The intensely competitive marketing landscape is such that not only every trick in the book is required to stay ahead of the pack, but newer methods of user engagement need to be invented on a near-constant basis.
With consumer experience trends now headed towards a preference for personalised, unique experiences for each user, consumer engagement has never been more important. A way for a brand to meet such demands lies in interactive content.
You want to grab the attention of your customers and stand out from your competitors, and this means that you can no longer sit still and provide them with static content. In a manner of speaking, you will have to figuratively grab their attention.
If there’s one word you’ll learn today, make sure it’s this: gamification.
By turning every customer experience into a kind of game, with immediate rewards and perks upon completion, you provide your customers with a tangible source of progress and advancement that keeps them coming back for more.
There is an inherent competitiveness in gamification, which makes it fertile ground for sports fans and the marketing of sports. Gamification opens up all kinds of frontiers for brand management.
While every aspect of the advertising field is profiting massively from gamification, sports marketing is perfectly positioned to reap the lion’s share of the spoils using this extremely engaging method of customer interaction.
With gamification keeping your customers engaged and coming back, it also represents an abundant source of valuable zero-party data of your customer’s habits and preferences, providing a synergistic relationship where the more a customer uses your product, the more engaged they will be, and the better their user experience can be.
This virtuous cycle ensures that everyone profits while maintaining brand loyalty and customer satisfaction at a high level. Connecting to sports fans through gamification is thus, quite simply a slam dunk.
Online interaction and gamification are changing and will continue to change how we watch sporting events today, and the methods by which this can be applied are numerous. Fans can make score predictions in a Premier League match, or predict the number of shots on target, or the percentage of possession a team might have against the other.
By gamifying these predictions, which already take place on a casual basis anyway in pubs and in conversations while in traffic on the way to the stadium, sports fans are rewarded for their knowledge and nous with rewarding in-game points which can be used to further enhance their user experience.
Further intensifying the competitive element of football, gamification can harness the inherent spirit of competition among sports fans, matching them up with other users on a global leaderboard, which in turn drives users to outdo one another, thus engaging with the brand more.
By creating this gamified, competitive experience, sports fans go from devoted fans to highly engaged and interested players in your brand’s gamification, and you will reap the benefits of this by securing a channel for your customers where you have their undivided attention.

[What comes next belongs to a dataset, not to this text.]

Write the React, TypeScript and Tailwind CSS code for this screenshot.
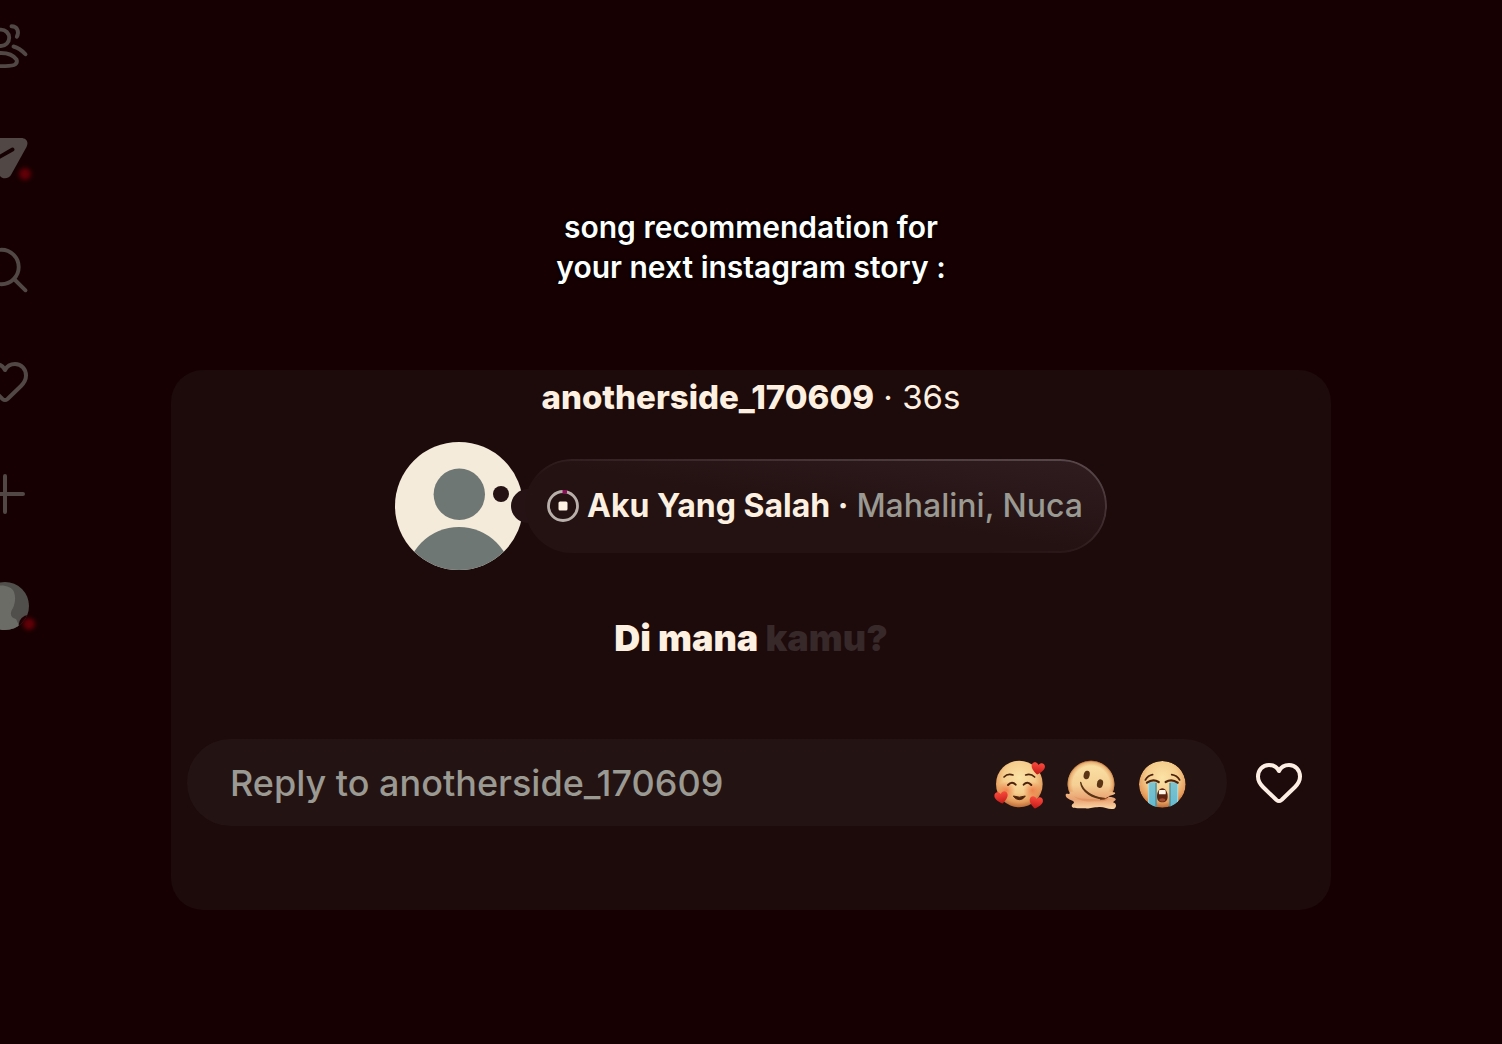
import React from "react";

const HEART =
  "M24 12C22 8 18 6 14 6C7.500 6 3 11 3 17.500C3 22 5 25 8 28L21.500 41Q24 43 26.500 41L40 28C43 25 45 22 45 17.500C45 11 40.500 6 34 6C30 6 26 8 24 12Z";

function HeartIcon() {
  return (
    <svg viewBox="0 0 48 48" className="size-12" fill="none" stroke="currentColor" strokeWidth="4" strokeLinejoin="round" aria-hidden="true">
      <path d={HEART} />
    </svg>
  );
}

function FriendsIcon() {
  return (
    <svg viewBox="0 0 48 48" className="size-12" fill="none" stroke="currentColor" strokeWidth="3.900" strokeLinecap="round" strokeLinejoin="round" aria-hidden="true">
      <circle cx="20" cy="15.800" r="8.200" />
      <path d="M20 31C28 31 33 34 35.500 37.500C36.500 40 35.500 42 33 43C28 44.500 12 44.500 7 43C4.500 42 3.500 40 4.500 37.500C7 34 12 31 20 31Z" />
      <path d="M30.500 4.200C36.500 4.200 38.500 10 35.800 14.800" />
      <path d="M32.500 24.500C37.500 25.800 41 28.500 44.500 32.300" />
    </svg>
  );
}

function SendIcon() {
  return (
    <svg viewBox="0 0 48 48" className="size-12" aria-hidden="true">
      <path fill="currentColor" d="M5 4H40C45.500 4 48 8 45.500 13L30.500 40C28 45.500 20.500 45.500 18.500 41L15 26L3 12C0 8 1 4 5 4Z" />
      <path d="M13 26L31.500 15.500" stroke="#160002" strokeWidth="3.800" strokeLinecap="round" />
    </svg>
  );
}

function SearchIcon() {
  return (
    <svg viewBox="0 0 48 48" className="size-12" fill="none" stroke="currentColor" strokeWidth="3.900" strokeLinecap="round" aria-hidden="true">
      <circle cx="20.500" cy="21" r="17.200" />
      <path d="M33 33L44.500 44.300" />
    </svg>
  );
}

function PlusIcon() {
  return (
    <svg viewBox="0 0 48 48" className="size-12" fill="none" stroke="currentColor" strokeWidth="4" strokeLinecap="round" aria-hidden="true">
      <path d="M24 6V42M6 24H42" />
    </svg>
  );
}

function ProfileIcon() {
  return (
    <svg viewBox="0 0 48 48" className="size-12" aria-hidden="true">
      <defs>
        <clipPath id="profile-clip">
          <circle cx="24" cy="24" r="24" />
        </clipPath>
      </defs>
      <g clipPath="url(#profile-clip)">
        <rect width="48" height="48" fill="#514f4b" />
        <path fill="#6c6c67" d="M12 5C20 2 31 4 33 10C35 16 34 21 32 26C28 32 30 36 35 37L40 48H0V20Z" />
        <circle cx="47.700" cy="43" r="10" fill="#160002" />
      </g>
    </svg>
  );
}

const NAV = [
  { label: "Friends", icon: <FriendsIcon />, dot: "hidden" },
  { label: "Messages", icon: <SendIcon />, dot: "-right-0.5 bottom-0.5" },
  { label: "Search", icon: <SearchIcon />, dot: "hidden" },
  { label: "Notifications", icon: <HeartIcon />, dot: "hidden" },
  { label: "Create", icon: <PlusIcon />, dot: "hidden" },
  { label: "Profile", icon: <ProfileIcon />, dot: "-right-1.5 bottom-0" },
];

function SideNav() {
  return (
    <nav className="flex w-[171px] shrink-0 flex-col items-start gap-16 overflow-hidden pt-[22px] text-[#514745]">
      {NAV.map((item) => (
        <button key={item.label} type="button" aria-label={item.label} className="relative -ml-[19px] size-12">
          {item.icon}
          <span className={`absolute size-3 rounded-full bg-[#620007] blur-[2px] ${item.dot}`} />
        </button>
      ))}
    </nav>
  );
}

function Avatar() {
  return (
    <svg viewBox="0 0 128 128" className="size-32 shrink-0 overflow-visible" role="img" aria-label="anotherside_170609">
      <defs>
        <clipPath id="avatar-clip">
          <circle cx="64" cy="64" r="64" />
        </clipPath>
      </defs>
      <g clipPath="url(#avatar-clip)">
        <rect width="128" height="128" fill="#f4ebdb" />
        <circle cx="64.300" cy="52.300" r="25.700" fill="#6e7773" />
        <circle cx="64" cy="138" r="53" fill="#6e7773" />
      </g>
      <circle cx="106" cy="52" r="8" fill="#241214" />
      <circle cx="133" cy="64" r="17" fill="#241214" />
    </svg>
  );
}

function StopRing() {
  return (
    <svg viewBox="0 0 32 32" className="size-8 shrink-0" fill="none" aria-hidden="true">
      <circle cx="16" cy="16" r="14.500" stroke="#b9b0ab" strokeWidth="2.800" />
      <path d="M15.500 1.800H20" stroke="#8c0f5a" strokeWidth="3.600" />
      <rect x="11.500" y="11.500" width="9" height="9" rx="1.500" fill="#fdf1e4" />
    </svg>
  );
}

function SmallHeart({ x, y, turn }: { x: number; y: number; turn: number }) {
  return (
    <path
      transform={`translate(${x} ${y}) rotate(${turn})`}
      fill="url(#emoji-heart)"
      d="M0 19C-9 13-20 4-20-6C-20-18-6-21 0-10C6-21 20-18 20-6C20 4 9 13 0 19Z"
    />
  );
}

function EmojiDefs() {
  return (
    <defs>
      <radialGradient id="emoji-skin" cx="0.5" cy="0.36" r="0.68">
        <stop offset="0" stopColor="#fbe3a6" />
        <stop offset="0.5" stopColor="#f5cd8d" />
        <stop offset="0.78" stopColor="#e59c5c" />
        <stop offset="1" stopColor="#a9582a" />
      </radialGradient>
      <linearGradient id="emoji-heart" x1="0" y1="0" x2="0" y2="1">
        <stop offset="0" stopColor="#fb4a3c" />
        <stop offset="1" stopColor="#c21a18" />
      </linearGradient>
      <radialGradient id="emoji-blush">
        <stop offset="0" stopColor="#ee6f3c" stopOpacity="0.75" />
        <stop offset="1" stopColor="#ee6f3c" stopOpacity="0" />
      </radialGradient>
      <linearGradient id="emoji-melt" x1="0" y1="0" x2="0" y2="1">
        <stop offset="0" stopColor="#fbe3a6" />
        <stop offset="0.5" stopColor="#f5cf94" />
        <stop offset="0.8" stopColor="#e9a272" />
        <stop offset="1" stopColor="#fbd9a8" />
      </linearGradient>
      <radialGradient id="emoji-melt-edge" gradientUnits="userSpaceOnUse" cx="108" cy="114" r="71">
        <stop offset="0.78" stopColor="#d98545" stopOpacity="0" />
        <stop offset="0.92" stopColor="#d98545" stopOpacity="0.45" />
        <stop offset="1" stopColor="#b8672f" stopOpacity="0.9" />
      </radialGradient>
      <linearGradient id="emoji-tear" x1="0" y1="0" x2="0" y2="1">
        <stop offset="0" stopColor="#7fc3cf" />
        <stop offset="1" stopColor="#5fb9cf" />
      </linearGradient>
    </defs>
  );
}

function LoveEmoji() {
  return (
    <svg viewBox="40 32 156 156" className="size-[52px] overflow-visible" aria-hidden="true">
      <EmojiDefs />
      <circle cx="119" cy="113" r="70" fill="url(#emoji-skin)" />
      <circle cx="80" cy="132" r="27" fill="url(#emoji-blush)" />
      <circle cx="158" cy="132" r="27" fill="url(#emoji-blush)" />
      <g fill="none" stroke="#4d230d" strokeLinecap="round" strokeWidth="5">
        <path d="M73 92Q84 80 100 86" />
        <path d="M138 86Q153 80 165 92" />
        <path d="M85 116Q97 103 108 115" strokeWidth="6" />
        <path d="M132 115Q143 103 155 116" strokeWidth="6" />
      </g>
      <path d="M101 149Q119 156 137 149Q131 160 119 160Q107 160 101 149Z" fill="#4d230d" stroke="#4d230d" strokeWidth="3" strokeLinejoin="round" />
      <SmallHeart x={175} y={66} turn={8} />
      <SmallHeart x={65} y={153} turn={-10} />
      <SmallHeart x={169} y={168} turn={10} />
    </svg>
  );
}

function MeltingEmoji() {
  return (
    <svg viewBox="30 32 156 156" className="size-[52px] overflow-visible" aria-hidden="true">
      <path
        fill="url(#emoji-melt)"
        d="M38 114C38 74 70 44 108 44C146 44 178 74 178 114C178 122 176 132 173 138C182 137 183 143 175 145L160 150C167 154 176 151 182 158C184 163 174 164 174 168C186 170 186 186 174 188C160 190 148 181 132 182C112 183 104 188 88 186C70 184 50 188 50 178C51 170 62 171 54 164C46 160 31 156 32 145C34 138 44 148 44 139C40 131 38 121 38 114Z"
      />
      <path d="M42 136A70 70 0 1 1 174 136Z" fill="url(#emoji-melt-edge)" />
      <path d="M56 150C80 162 105 156 124 159C138 161 150 157 160 151C164 160 148 166 134 165C110 164 84 172 56 150Z" fill="#dd8a58" opacity="0.55" />
      <ellipse cx="95" cy="86" rx="9" ry="13" fill="#5a3414" transform="rotate(14 95 86)" />
      <ellipse cx="135" cy="112" rx="9" ry="13" fill="#5a3414" transform="rotate(14 135 112)" />
      <path d="M77 108C82 130 108 153 148 156C114 158 80 136 77 108Z" fill="#5a3414" stroke="#5a3414" strokeWidth="4" strokeLinejoin="round" />
      <path d="M136 160Q150 161 159 153" stroke="#8a4420" strokeWidth="3" strokeLinecap="round" fill="none" />
    </svg>
  );
}

function CryingEmoji() {
  return (
    <svg viewBox="246 32 156 156" className="size-[52px]" aria-hidden="true">
      <defs>
        <clipPath id="cry-clip">
          <circle cx="322" cy="114" r="70" />
        </clipPath>
      </defs>
      <g clipPath="url(#cry-clip)">
        <circle cx="322" cy="114" r="70" fill="url(#emoji-skin)" />
        <path d="M280 108H305V190H280Z" fill="url(#emoji-tear)" />
        <path d="M344 108H369V190H344Z" fill="url(#emoji-tear)" />
        <path d="M303 110V190M345 110V190" stroke="#3c7f8c" strokeWidth="3" />
        <path d="M281 110V190M368 110V190" stroke="#b0e2e6" strokeWidth="2.500" />
      </g>
      <g fill="none" stroke="#4d230d" strokeLinecap="round" strokeWidth="5">
        <path d="M271 101Q279 87 293 85" />
        <path d="M350 85Q366 87 374 101" />
        <path d="M276 109Q294 96 311 107" strokeWidth="7" />
        <path d="M332 107Q350 96 368 109" strokeWidth="7" />
      </g>
      <path d="M322 126C332 126 338 138 338 150C338 162 332 168 322 168C312 168 306 162 306 150C306 138 312 126 322 126Z" fill="#5a2411" />
      <path d="M313 131H331Q334 139 332 144H312Q310 139 313 131Z" fill="#fff4e6" />
      <ellipse cx="322" cy="161" rx="9" ry="5" fill="#a0492c" />
    </svg>
  );
}

const REACTIONS = [
  { label: "Smiling face with hearts", icon: <LoveEmoji /> },
  { label: "Melting face", icon: <MeltingEmoji /> },
  { label: "Loudly crying face", icon: <CryingEmoji /> },
];

export default function App() {
  return (
    <div className="flex min-h-screen overflow-hidden bg-[#160002] font-['Inter',sans-serif]">
      <SideNav />
      <main className="min-w-0 flex-1 pt-[207px] pr-[171px]">
        <h1 className="text-center text-[30px] leading-10 font-semibold text-white [text-shadow:0_0_3px_#000,0_0_3px_#000]">
          song recommendation for
          <br />
          your next instagram story :
        </h1>

        <section className="mt-[83px] rounded-[32px] bg-[#1d0a0b] px-4 pt-[7px] pb-[84px] text-[#fdf0e0]">
          <p className="text-center text-[33px] leading-10">
            <strong className="font-extrabold">anotherside_170609</strong> · 36s
          </p>

          <div className="mt-[25px] flex items-center justify-center gap-0.5">
            <Avatar />
            <button
              type="button"
              className="relative flex h-[94px] items-center gap-2 rounded-full bg-linear-to-bl from-[#2f1d20] to-[#241213] to-50% pr-6 pl-[22px] text-[32px] leading-10 whitespace-nowrap"
            >
              <span className="pointer-events-none absolute inset-0 rounded-full border-2 border-[#5b4a4d] mask-[linear-gradient(to_bottom_left,#000,transparent_60%)]" />
              <StopRing />
              <span className="font-bold">Aku Yang Salah ·</span>
              <span className="font-medium text-[#9a9992]">Mahalini, Nuca</span>
            </button>
          </div>

          <p className="mt-12 text-center text-[36px] leading-10 font-black">
            Di mana <span className="text-[#37282a]">kamu?</span>
          </p>

          <div className="mt-[81px] flex items-center gap-7 pr-3">
            <form className="flex h-[87px] min-w-0 flex-1 items-center rounded-full bg-[#241313] pr-[38px] pl-[43px]" onSubmit={(e) => e.preventDefault()}>
              <input
                type="text"
                aria-label="Reply to anotherside_170609"
                placeholder="Reply to anotherside_170609"
                className="min-w-0 flex-1 bg-transparent text-[36px] leading-10 font-medium outline-none placeholder:text-[#9a9992]"
              />
              <div className="flex gap-5">
                {REACTIONS.map((r) => (
                  <button key={r.label} type="button" aria-label={r.label}>
                    {r.icon}
                  </button>
                ))}
              </div>
            </form>
            <button type="button" aria-label="Like story" className="text-[#fdeee4]">
              <HeartIcon />
            </button>
          </div>
        </section>
      </main>
    </div>
  );
}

With the future of gamification bright and the dawn of the cookie-less Internet experience close at hand, the pieces are now in place for the ultimate be-all-end-all in marketing-consumer interactions. An entertaining approach goes hand-in-hand with the increasingly vital and rising method of data collection – zero-party data.
And for sports brands, this leads directly to increased revenue on all fronts. A gamified experience leads to increased subscriptions, sales of merchandise, tickets, and in some cases, an introduction into an entirely different sporting event.
Using zero-party data, it has never been easier to provide the customer what they want, but more importantly – what they didn’t know they wanted. With data powering and informing marketing decisions and quickly feeding back towards user personalisation, the possibility of increasing a brand’s profits several times over becomes an extremely probable outcome, instead of a mere pipe-dream.